### WHAT YOU WILL DO
All lines in which the word "size" occurs are to be extracted.

### DATA PROVIDED
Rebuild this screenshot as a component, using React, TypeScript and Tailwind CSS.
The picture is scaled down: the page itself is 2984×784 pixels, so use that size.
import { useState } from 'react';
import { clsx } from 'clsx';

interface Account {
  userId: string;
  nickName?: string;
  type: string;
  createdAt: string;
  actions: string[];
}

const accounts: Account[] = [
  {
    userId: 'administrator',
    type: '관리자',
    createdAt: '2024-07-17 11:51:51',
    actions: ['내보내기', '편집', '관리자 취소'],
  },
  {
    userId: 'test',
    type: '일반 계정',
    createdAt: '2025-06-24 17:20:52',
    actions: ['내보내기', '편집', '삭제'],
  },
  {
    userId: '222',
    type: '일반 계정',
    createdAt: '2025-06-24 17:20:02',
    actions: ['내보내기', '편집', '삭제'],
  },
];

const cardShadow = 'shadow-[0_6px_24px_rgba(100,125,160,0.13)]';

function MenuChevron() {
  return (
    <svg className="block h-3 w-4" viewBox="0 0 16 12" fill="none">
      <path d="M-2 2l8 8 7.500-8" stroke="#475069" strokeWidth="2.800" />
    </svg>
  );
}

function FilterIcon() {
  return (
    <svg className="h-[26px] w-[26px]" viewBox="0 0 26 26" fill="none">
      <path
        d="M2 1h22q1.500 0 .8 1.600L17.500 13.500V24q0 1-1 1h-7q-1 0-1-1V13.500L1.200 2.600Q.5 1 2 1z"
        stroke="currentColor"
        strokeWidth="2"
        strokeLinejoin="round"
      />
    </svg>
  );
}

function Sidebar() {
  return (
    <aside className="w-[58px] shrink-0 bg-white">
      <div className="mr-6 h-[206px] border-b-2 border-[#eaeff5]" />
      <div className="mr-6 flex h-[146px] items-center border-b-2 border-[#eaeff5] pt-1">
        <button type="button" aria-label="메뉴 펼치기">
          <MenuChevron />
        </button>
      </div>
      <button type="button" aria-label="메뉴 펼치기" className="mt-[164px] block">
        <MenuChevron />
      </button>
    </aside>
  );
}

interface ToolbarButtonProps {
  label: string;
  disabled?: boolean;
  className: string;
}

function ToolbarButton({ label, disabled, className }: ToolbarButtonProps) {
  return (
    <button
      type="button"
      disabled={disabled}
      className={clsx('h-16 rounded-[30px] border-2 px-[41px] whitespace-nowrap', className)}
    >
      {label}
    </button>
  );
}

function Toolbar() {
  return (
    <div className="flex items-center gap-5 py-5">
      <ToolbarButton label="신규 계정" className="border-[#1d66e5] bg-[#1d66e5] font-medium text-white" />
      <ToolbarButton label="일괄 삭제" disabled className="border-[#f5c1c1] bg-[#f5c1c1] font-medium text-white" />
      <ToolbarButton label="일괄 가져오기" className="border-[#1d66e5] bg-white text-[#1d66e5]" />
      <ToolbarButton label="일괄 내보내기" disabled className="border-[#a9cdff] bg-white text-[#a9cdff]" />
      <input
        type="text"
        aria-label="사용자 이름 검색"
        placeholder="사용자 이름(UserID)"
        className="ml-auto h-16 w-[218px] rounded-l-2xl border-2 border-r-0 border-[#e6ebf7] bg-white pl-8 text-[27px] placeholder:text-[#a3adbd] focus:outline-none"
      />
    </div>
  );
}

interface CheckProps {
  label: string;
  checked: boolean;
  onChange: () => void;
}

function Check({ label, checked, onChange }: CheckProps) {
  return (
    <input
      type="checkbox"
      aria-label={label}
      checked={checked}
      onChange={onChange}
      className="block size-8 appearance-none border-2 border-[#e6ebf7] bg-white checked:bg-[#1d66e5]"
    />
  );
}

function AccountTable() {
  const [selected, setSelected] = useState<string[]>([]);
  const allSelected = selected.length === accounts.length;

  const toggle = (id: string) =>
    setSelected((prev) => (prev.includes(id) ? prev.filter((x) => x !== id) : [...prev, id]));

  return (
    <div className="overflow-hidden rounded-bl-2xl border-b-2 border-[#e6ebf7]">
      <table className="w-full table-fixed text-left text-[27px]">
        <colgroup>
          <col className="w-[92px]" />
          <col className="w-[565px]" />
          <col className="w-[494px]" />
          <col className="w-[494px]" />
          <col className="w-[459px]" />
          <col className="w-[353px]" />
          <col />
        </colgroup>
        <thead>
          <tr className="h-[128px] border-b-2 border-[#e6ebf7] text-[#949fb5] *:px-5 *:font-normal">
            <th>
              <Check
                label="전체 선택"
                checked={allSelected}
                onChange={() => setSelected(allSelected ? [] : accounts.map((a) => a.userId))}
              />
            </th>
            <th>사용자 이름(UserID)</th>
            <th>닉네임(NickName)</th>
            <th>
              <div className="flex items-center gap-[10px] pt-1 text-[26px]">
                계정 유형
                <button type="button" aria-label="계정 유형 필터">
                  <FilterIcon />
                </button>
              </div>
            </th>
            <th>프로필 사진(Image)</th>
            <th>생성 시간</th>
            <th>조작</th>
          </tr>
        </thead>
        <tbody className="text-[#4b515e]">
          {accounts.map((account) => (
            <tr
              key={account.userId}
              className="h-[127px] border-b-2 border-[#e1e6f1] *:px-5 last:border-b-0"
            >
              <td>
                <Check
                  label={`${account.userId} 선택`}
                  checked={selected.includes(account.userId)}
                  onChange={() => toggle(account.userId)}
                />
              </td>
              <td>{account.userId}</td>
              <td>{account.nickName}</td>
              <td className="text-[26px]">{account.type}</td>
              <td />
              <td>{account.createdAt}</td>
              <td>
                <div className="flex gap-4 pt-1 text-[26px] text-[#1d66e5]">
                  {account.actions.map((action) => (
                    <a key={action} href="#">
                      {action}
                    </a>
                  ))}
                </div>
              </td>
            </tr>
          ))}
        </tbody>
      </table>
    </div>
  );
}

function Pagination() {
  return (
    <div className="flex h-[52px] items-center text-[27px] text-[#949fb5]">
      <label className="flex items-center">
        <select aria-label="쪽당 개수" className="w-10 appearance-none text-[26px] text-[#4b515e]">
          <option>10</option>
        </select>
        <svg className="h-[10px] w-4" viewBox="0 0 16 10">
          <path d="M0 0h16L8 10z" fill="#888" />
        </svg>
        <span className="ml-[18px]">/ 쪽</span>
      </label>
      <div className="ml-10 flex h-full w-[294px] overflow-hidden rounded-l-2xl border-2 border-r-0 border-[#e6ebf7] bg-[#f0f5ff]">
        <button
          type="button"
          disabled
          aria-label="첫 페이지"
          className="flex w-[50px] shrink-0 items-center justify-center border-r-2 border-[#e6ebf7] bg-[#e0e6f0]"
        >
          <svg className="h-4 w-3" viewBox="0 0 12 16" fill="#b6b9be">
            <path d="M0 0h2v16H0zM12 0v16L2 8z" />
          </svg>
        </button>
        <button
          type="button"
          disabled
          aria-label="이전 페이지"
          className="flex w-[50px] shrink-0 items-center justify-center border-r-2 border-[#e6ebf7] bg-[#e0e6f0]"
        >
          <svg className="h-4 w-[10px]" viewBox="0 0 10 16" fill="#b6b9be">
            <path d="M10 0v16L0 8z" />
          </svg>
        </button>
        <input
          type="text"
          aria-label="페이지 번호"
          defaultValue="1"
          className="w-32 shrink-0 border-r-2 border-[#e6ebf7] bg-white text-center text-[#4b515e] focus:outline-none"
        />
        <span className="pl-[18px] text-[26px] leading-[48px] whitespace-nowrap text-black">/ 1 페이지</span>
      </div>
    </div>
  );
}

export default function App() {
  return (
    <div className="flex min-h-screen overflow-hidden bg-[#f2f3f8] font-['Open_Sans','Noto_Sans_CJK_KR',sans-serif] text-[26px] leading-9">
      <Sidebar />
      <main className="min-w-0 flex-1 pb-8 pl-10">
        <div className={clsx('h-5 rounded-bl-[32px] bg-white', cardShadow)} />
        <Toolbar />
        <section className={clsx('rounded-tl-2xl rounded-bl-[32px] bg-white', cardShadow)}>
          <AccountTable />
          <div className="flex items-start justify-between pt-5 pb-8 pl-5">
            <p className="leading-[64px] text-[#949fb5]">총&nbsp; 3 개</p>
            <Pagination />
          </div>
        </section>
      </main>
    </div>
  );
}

### WRITTEN SOLUTION
The picture is scaled down: the page itself is 2984×784 pixels, so use that size.
      className="block size-8 appearance-none border-2 border-[#e6ebf7] bg-white checked:bg-[#1d66e5]"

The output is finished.